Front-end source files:
• • • • • • •

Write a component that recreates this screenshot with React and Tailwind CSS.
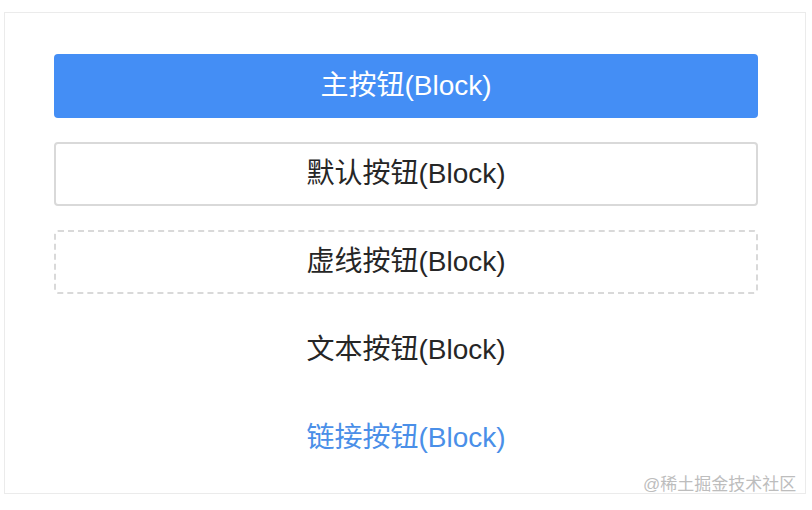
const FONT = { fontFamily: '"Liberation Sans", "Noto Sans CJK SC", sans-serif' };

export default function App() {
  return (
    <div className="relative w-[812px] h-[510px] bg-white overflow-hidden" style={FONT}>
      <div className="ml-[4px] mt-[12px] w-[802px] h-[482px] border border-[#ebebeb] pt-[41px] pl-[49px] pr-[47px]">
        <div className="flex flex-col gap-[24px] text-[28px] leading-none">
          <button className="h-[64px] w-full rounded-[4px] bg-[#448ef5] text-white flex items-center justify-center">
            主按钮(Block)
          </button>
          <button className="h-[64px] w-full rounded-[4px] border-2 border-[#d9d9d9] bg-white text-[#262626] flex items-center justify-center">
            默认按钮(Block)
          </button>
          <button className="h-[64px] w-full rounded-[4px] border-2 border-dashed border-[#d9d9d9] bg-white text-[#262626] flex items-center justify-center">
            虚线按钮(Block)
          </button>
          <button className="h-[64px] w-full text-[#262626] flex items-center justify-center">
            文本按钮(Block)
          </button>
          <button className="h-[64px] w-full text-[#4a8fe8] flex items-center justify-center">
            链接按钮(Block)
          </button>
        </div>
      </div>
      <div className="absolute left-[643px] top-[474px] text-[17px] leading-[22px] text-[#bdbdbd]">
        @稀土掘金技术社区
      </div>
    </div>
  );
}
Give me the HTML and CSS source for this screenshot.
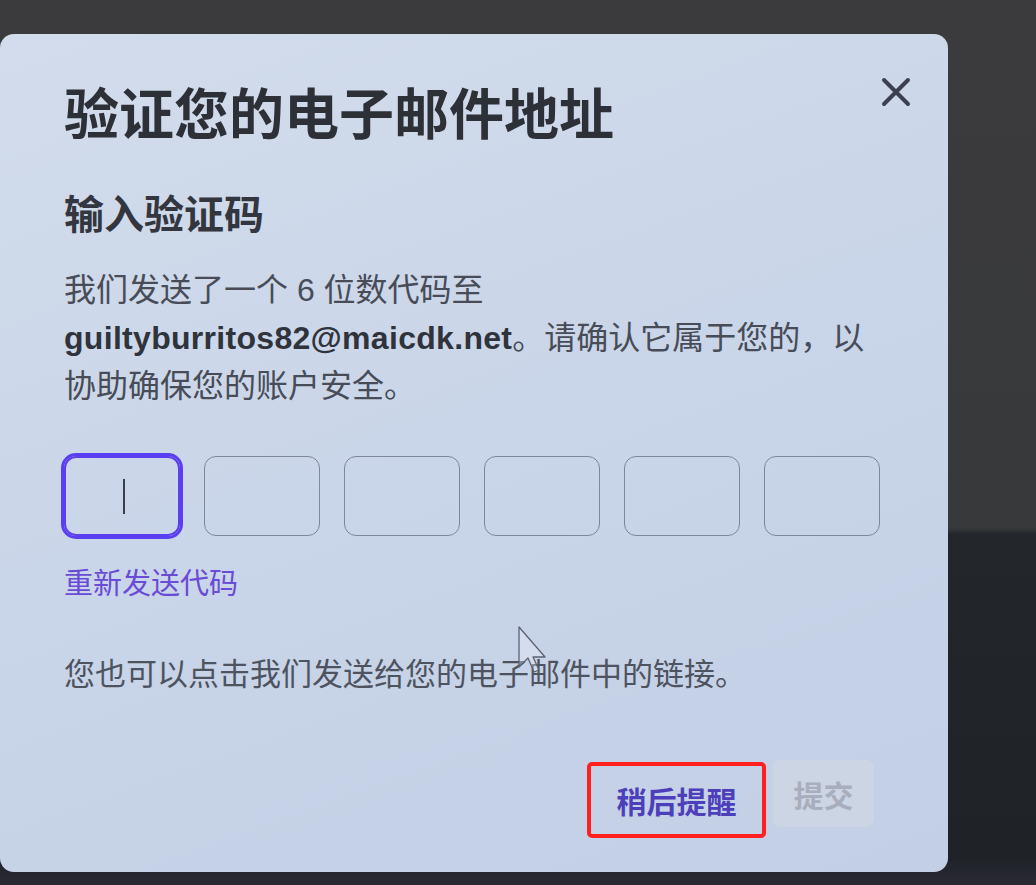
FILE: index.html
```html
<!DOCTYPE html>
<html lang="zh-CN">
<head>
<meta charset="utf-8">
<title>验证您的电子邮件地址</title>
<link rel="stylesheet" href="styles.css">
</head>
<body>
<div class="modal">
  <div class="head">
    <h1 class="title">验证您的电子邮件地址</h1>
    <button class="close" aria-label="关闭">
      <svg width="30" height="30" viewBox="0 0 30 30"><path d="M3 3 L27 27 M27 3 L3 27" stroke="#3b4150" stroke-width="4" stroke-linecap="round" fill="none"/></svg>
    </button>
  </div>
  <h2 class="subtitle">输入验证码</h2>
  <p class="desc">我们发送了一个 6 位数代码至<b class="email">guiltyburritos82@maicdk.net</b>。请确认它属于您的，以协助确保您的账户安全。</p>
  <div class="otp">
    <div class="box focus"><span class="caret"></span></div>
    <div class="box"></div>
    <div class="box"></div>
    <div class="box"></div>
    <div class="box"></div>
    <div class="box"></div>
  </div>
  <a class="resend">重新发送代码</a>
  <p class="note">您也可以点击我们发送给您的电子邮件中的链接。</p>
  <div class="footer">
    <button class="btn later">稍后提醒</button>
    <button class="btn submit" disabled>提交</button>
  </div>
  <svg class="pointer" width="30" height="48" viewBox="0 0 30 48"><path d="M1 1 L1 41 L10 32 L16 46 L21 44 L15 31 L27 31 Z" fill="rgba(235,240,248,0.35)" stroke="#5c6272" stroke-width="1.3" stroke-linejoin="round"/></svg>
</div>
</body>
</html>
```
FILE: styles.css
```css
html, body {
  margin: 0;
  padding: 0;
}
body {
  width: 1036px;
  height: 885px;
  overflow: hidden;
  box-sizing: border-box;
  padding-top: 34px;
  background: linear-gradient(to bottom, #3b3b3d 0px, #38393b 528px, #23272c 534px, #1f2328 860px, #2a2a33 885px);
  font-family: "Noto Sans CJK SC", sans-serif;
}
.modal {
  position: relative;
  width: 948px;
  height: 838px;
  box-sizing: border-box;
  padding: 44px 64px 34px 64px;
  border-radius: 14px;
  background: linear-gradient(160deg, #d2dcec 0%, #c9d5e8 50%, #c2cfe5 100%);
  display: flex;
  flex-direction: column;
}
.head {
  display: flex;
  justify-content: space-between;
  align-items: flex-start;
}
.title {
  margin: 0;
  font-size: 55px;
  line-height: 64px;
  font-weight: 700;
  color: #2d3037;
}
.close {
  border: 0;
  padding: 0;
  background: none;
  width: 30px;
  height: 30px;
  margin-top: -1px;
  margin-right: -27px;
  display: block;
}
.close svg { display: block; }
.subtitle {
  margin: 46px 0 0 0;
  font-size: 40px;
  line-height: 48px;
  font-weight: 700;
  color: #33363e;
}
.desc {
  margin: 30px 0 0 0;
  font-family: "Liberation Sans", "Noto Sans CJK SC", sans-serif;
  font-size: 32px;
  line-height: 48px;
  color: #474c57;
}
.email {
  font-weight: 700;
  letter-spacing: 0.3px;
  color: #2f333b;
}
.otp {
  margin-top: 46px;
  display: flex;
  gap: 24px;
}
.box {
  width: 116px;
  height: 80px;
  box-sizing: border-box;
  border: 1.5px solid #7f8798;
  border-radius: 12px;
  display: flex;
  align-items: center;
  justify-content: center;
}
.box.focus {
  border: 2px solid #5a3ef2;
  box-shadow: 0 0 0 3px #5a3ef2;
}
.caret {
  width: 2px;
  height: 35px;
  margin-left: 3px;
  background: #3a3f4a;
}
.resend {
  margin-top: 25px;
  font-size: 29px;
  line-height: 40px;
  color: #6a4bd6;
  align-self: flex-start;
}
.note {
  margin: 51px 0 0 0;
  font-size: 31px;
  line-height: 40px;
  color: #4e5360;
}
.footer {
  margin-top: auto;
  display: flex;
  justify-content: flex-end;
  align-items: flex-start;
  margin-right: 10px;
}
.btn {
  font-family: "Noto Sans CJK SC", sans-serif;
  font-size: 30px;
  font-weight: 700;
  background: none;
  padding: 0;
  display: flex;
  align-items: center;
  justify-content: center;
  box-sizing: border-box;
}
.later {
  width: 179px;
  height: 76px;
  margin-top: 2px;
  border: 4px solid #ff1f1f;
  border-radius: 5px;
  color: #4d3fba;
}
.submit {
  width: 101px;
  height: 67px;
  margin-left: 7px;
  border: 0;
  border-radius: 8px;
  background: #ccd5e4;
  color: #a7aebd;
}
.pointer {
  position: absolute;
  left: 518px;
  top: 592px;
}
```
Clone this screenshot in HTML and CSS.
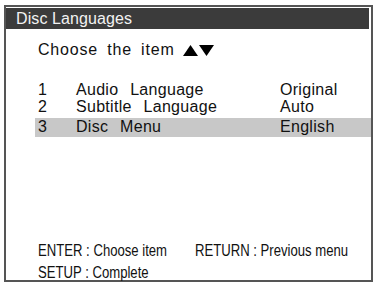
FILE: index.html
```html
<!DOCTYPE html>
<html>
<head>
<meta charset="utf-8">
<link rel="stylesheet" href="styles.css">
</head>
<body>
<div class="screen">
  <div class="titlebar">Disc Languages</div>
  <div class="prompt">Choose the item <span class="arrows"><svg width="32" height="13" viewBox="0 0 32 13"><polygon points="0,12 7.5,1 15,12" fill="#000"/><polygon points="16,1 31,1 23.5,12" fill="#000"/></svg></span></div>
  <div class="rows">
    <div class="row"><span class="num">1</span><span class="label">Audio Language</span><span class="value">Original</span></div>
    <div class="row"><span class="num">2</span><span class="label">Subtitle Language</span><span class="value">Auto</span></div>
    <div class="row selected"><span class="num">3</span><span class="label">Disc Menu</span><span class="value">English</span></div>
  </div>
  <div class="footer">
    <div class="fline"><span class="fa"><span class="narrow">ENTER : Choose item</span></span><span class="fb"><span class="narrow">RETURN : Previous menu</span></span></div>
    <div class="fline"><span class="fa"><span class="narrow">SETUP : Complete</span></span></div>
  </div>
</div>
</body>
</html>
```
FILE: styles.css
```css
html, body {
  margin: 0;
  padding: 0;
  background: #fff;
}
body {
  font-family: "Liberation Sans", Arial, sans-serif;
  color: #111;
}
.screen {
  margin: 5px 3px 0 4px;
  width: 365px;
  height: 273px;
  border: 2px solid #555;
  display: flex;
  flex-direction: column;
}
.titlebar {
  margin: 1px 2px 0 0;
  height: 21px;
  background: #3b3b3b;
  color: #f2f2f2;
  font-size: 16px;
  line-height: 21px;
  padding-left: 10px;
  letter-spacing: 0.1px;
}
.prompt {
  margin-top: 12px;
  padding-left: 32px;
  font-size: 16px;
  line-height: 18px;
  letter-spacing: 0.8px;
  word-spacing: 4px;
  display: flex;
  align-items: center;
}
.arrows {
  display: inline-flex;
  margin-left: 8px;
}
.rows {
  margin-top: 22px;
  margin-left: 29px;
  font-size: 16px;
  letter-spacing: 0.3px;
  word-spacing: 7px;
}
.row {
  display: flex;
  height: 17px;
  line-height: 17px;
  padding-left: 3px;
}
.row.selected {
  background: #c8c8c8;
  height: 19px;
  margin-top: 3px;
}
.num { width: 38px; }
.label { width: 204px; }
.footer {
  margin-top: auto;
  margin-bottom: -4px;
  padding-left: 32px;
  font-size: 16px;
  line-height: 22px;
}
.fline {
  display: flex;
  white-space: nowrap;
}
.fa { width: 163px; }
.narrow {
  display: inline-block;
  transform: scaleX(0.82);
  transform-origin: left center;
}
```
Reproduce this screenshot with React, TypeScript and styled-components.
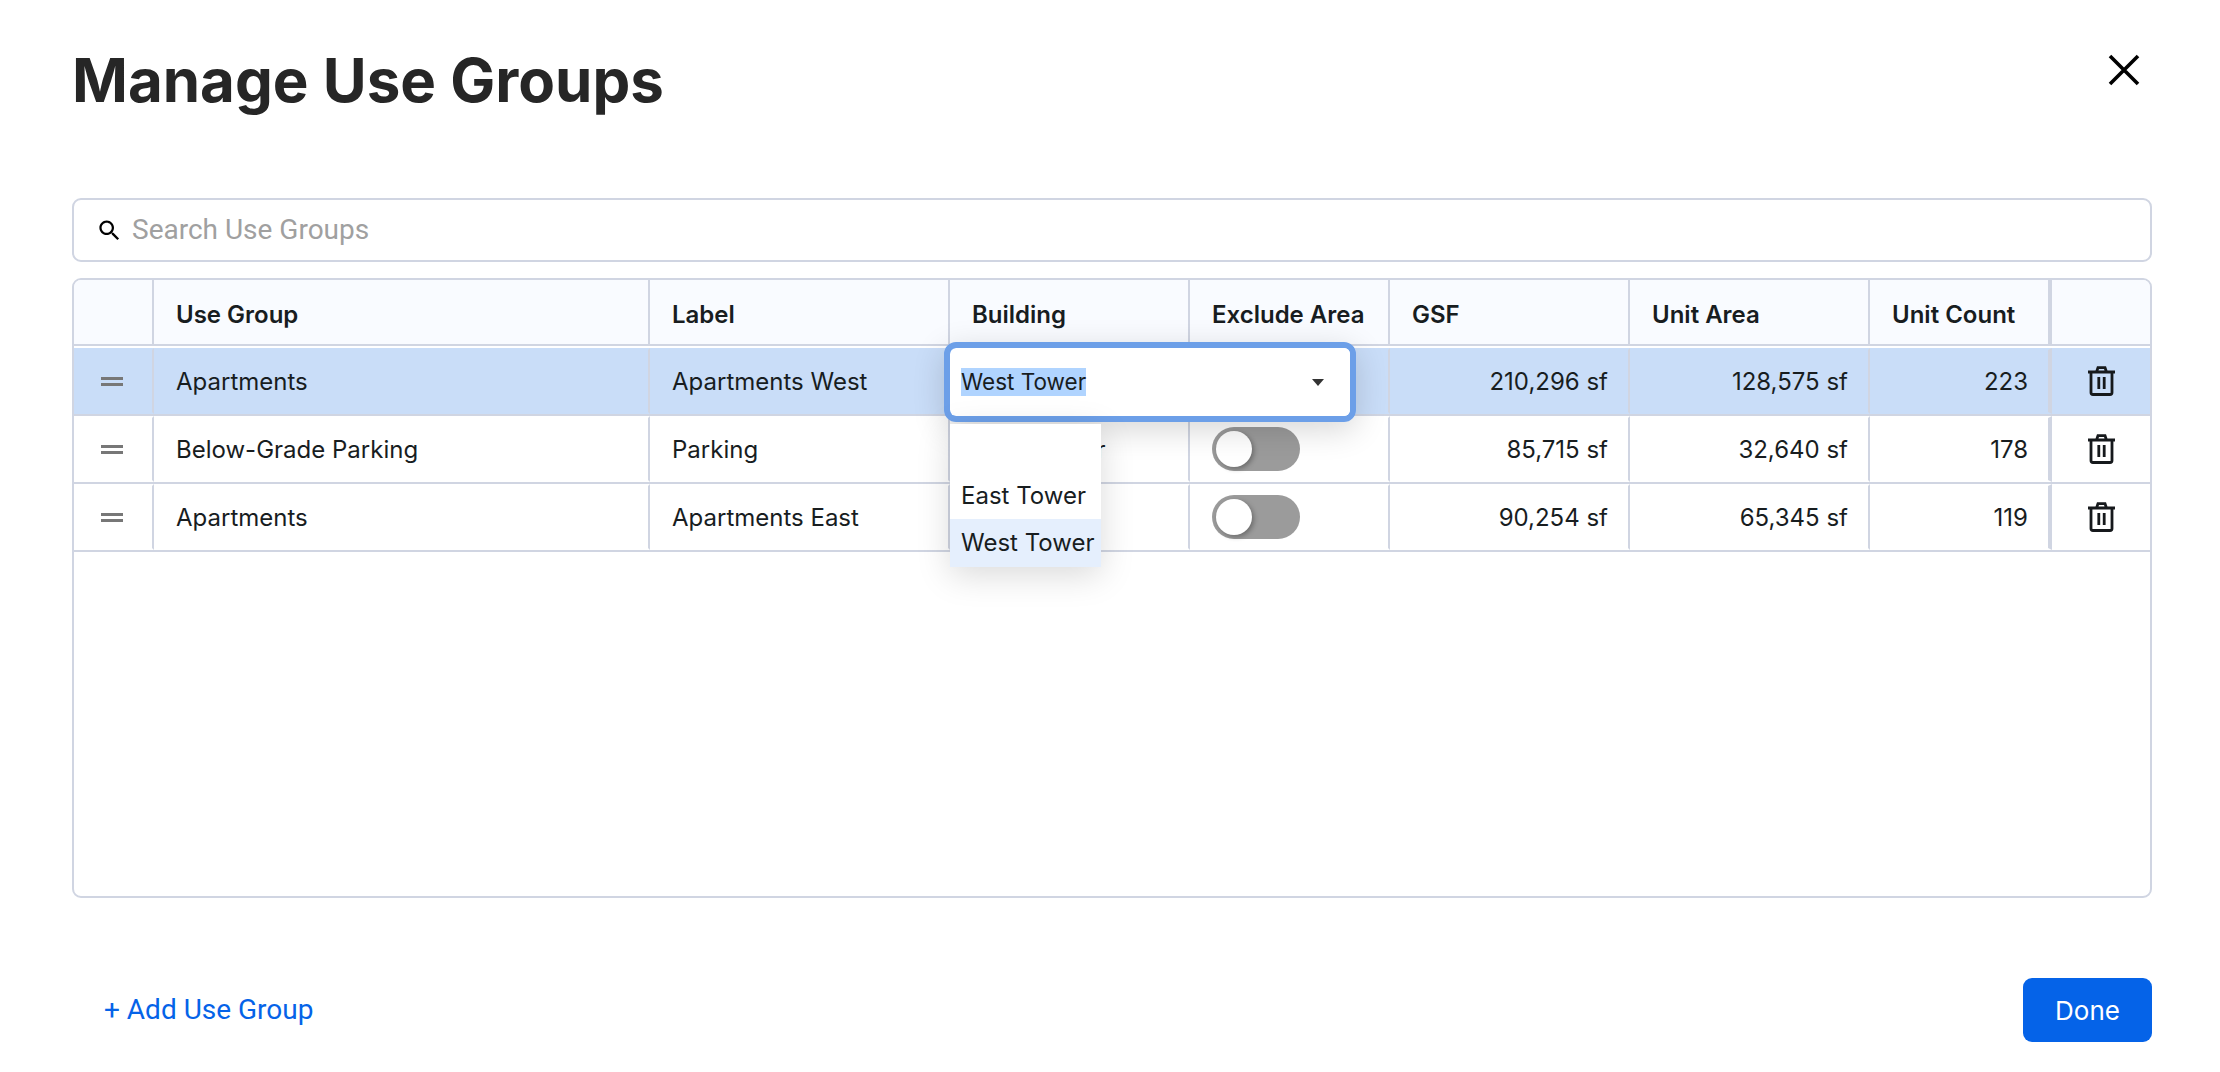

• • • • • • •

§ Exercise task
State how many lines of the entries above include the word "with", offering no text other than the number.

§ Response to the exercise
2